Alma equates apostasy from the church to “the destruction of the people.” In confronting Nehor’s apostate religion, he had warned that “were priestcraft to be enforced among this people it would prove their entire destruction” (Alma 1:12). Nehor’s teachings included the “great inequality” of social classes, marked by “costly apparel.” As another example, Alma had seen in the Lamanite mark the Lord’s way of preserving the Nephites from “incorrect traditions which would prove their destruction” (Alma 3:8). Alma is not referring to the people’s physical eradication but to the loss of their culture/religion. Adopting Nehorite or Lamanite beliefs would entail abandoning their own religion and, hence, their ability to remain a separate people.

Enos had articulated a similar fear: “And there was nothing save it was exceeding harshness, preaching and prophesying of wars, and contentions, and destructions, and continually reminding them of death, and the duration of eternity, and the judgments and the power of God, and all these things—stirring them up continually to keep them in the fear of the Lord.
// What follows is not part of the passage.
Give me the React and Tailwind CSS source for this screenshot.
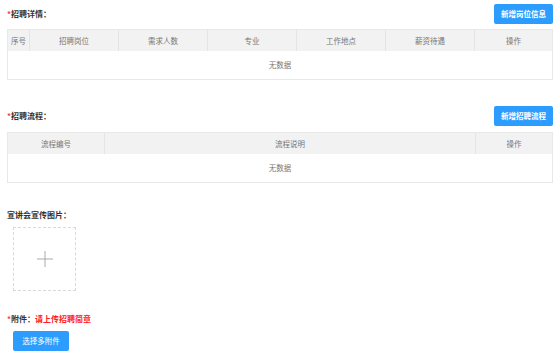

I say there was nothing short of these things, and exceedingly great plainness of speech, would keep them from going down speedily to destruction” (Enos 1:23).

Thus, the Nephites from their earliest generations had found worldly ways seductive, including inequality. Such inequality characterizes the Mesoamerican competing culture/religion. Benjamin’s people, who had covenanted to abandon inequalities and become Yahweh-Messiah’s people, are returning to those inequalities only a couple of generations later (Mosiah 4:14–26).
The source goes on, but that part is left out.